Utilizzare il sodio sembra una buona idea, essendo un elemento abbondante e poco costoso, peccato che finora non si sia riusciti a realizzare una batteria agli ioni di sodio con prestazioni tali da ipotizzare un prossimo ricambio tecnologico del litio con la nuova ricetta chimica.

Il principale difetto degli accumulatori al sodio è che si degradano molto più velocemente rispetto alle batterie al litio.

I ricercatori dell’università californiana hanno capito in dettaglio perché ciò avviene.

Come spiega una nota divulgativa dell’ateneo, il sodio perde molta della sua capacità di stoccare energia per l’indebita presenza dell’idrogeno nell’elettrodo della batteria.

In pratica, l’idrogeno finisce per “contaminare” l’accumulatore dall’interno, causando un deterioramento delle prestazioni e della durata, perché i suoi atomi sono così piccoli e reattivi che possono entrare nella batteria in diverse fasi della sua fabbricazione e alterare le sue proprietà.

Quali sono gli effetti dell’idrogeno sul sodio-diossido di manganese?

Gli scienziati, per scoprirlo, hanno utilizzato delle tecniche computazionali capaci di prevedere le conseguenze a livello chimico e strutturale che derivano dalla presenza di determinate “impurità” (l’idrogeno in questo caso).

In sintesi, affermano gli esperti dell’università di Santa Barbara, l’idrogeno riesce facilmente a penetrare nel materiale che compone il catodo della batteria, il sodio-diossido di manganese (NaMnO2); e la sua presenza consente agli atomi di manganese di “liberarsi”.
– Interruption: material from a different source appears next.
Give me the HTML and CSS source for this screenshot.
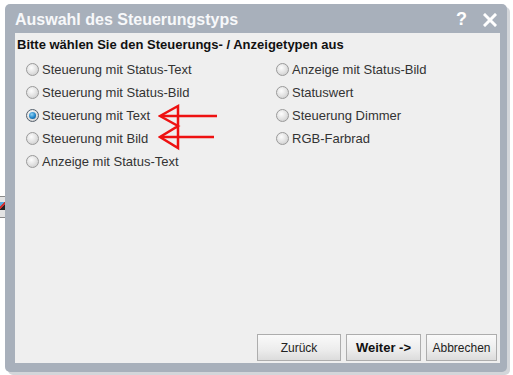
FILE: index.html
```html
<!DOCTYPE html>
<html lang="de">
<head>
<meta charset="utf-8">
<title>Auswahl des Steuerungstyps</title>
<link rel="stylesheet" href="styles.css">
</head>
<body>
<div class="stage">
  <div class="edge-btn"><span class="edge-icon"></span></div>
  <div class="dialog">
    <div class="titlebar">
      <span class="title">Auswahl des Steuerungstyps</span>
      <div class="tools">
        <span class="help">?</span>
        <svg class="close" width="14" height="14" viewBox="0 0 14 14"><path d="M2 2 L12 12 M12 2 L2 12" stroke="#fff" stroke-width="3" stroke-linecap="square"/></svg>
      </div>
    </div>
    <div class="content">
      <div class="heading">Bitte wählen Sie den Steuerungs- / Anzeigetypen aus</div>
      <div class="options">
        <div class="col">
          <label class="opt"><span class="radio"></span>Steuerung mit Status-Text</label>
          <label class="opt"><span class="radio"></span>Steuerung mit Status-Bild</label>
          <label class="opt"><span class="radio checked"></span>Steuerung mit Text</label>
          <label class="opt"><span class="radio"></span>Steuerung mit Bild</label>
          <label class="opt"><span class="radio"></span>Anzeige mit Status-Text</label>
        </div>
        <div class="col">
          <label class="opt"><span class="radio"></span>Anzeige mit Status-Bild</label>
          <label class="opt"><span class="radio"></span>Statuswert</label>
          <label class="opt"><span class="radio"></span>Steuerung Dimmer</label>
          <label class="opt"><span class="radio"></span>RGB-Farbrad</label>
        </div>
      </div>
      <svg class="arrows" width="70" height="50" viewBox="0 0 70 50">
        <g stroke="#ee1111" stroke-width="2.5" fill="none" stroke-linejoin="miter">
          <path d="M20 3 L2 13 L20 23 L2 34 L20 45 Z"/>
          <path d="M4 13 H59"/>
          <path d="M4 34 H56"/>
        </g>
      </svg>
      <div class="footer">
        <button class="btn back">Zurück</button>
        <button class="btn next">Weiter -&gt;</button>
        <button class="btn cancel">Abbrechen</button>
      </div>
    </div>
  </div>
</div>
</body>
</html>
```
FILE: styles.css
```css
html, body {
  margin: 0;
  padding: 0;
  background: #ffffff;
}
body {
  width: 513px;
  height: 375px;
  overflow: hidden;
  font-family: "Liberation Sans", Arial, sans-serif;
}
.stage {
  position: relative;
  padding: 4px 0 0 5px;
}
.edge-btn {
  position: absolute;
  left: -14px;
  top: 196px;
  width: 18px;
  height: 20px;
  border: 1px solid #8a8a8a;
  background: #e4e4e4;
}
.edge-icon {
  position: absolute;
  right: 0;
  top: 5px;
  width: 6px;
  height: 8px;
  background: linear-gradient(135deg, #5ad 0 40%, #c33 40% 60%, #222 60%);
}
.dialog {
  position: relative;
  width: 502px;
  height: 368px;
  background: #a8b0bb;
  border-radius: 5px;
  display: flex;
  flex-direction: column;
  box-shadow: 3px 3px 0 #d3d6da;
}
.titlebar {
  height: 29px;
  display: flex;
  align-items: center;
  padding: 0 10px 0 10px;
}
.title {
  flex: 1;
  color: #f7f8fa;
  font-weight: bold;
  font-size: 16px;
  padding-top: 3px;
}
.tools {
  display: flex;
  align-items: center;
  gap: 16px;
  padding-top: 2px;
}
.help {
  color: #fff;
  font-weight: bold;
  font-size: 18px;
}
.close {
  display: block;
}
.content {
  position: relative;
  flex: 1;
  margin: 0 7px 9px 10px;
  background: #efefef;
  display: flex;
  flex-direction: column;
  padding: 4px 3px 2px 2px;
}
.heading {
  font-weight: bold;
  font-size: 13px;
  line-height: 16px;
  color: #111;
}
.options {
  display: flex;
  padding: 5px 0 0 9px;
}
.col {
  display: flex;
  flex-direction: column;
}
.col:first-child {
  width: 250px;
}
.opt {
  height: 23px;
  display: flex;
  align-items: center;
  font-size: 13px;
  color: #333;
}
.radio {
  width: 11px;
  height: 11px;
  border-radius: 50%;
  border: 1px solid #9a9a9a;
  background: radial-gradient(circle at 40% 35%, #fdfdfd 0%, #e0e0e0 55%, #c4c4c4 100%);
  margin-right: 3px;
  box-sizing: content-box;
  position: relative;
}
.radio.checked {
  border-color: #55606c;
}
.radio.checked::after {
  content: "";
  position: absolute;
  left: 2px;
  top: 2px;
  width: 7px;
  height: 7px;
  border-radius: 50%;
  background: radial-gradient(circle at 40% 35%, #8fd2f5 0%, #1f84c8 55%, #0c3e6e 100%);
}
.arrows {
  position: absolute;
  left: 143px;
  top: 70px;
}
.footer {
  margin-top: auto;
  display: flex;
  justify-content: flex-end;
  gap: 5px;
}
.btn {
  height: 27px;
  border: 1px solid #adadad;
  background: linear-gradient(180deg, #fafafa 0%, #ececec 60%, #dcdcdc 100%);
  font-family: "Liberation Sans", Tahoma, sans-serif;
  font-size: 12px;
  color: #222;
  padding: 0;
}
.back { width: 84px; }
.next { width: 75px; font-weight: bold; font-size: 13px; color: #111; }
.cancel { width: 71px; }
```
Ed è proprio questa dissoluzione degli atomi di manganese, scrivono i ricercatori, a causare la perdita di capacità e la degradazione della batteria.

Così diventa di fondamentale importanza, termina lo studio californiano, costruire le batterie al sodio con tecniche più evolute che permettano di eliminare la possibile contaminazione dell’idrogeno, e questo dovrebbe portare verso un miglioramento delle prestazioni delle batterie stesse.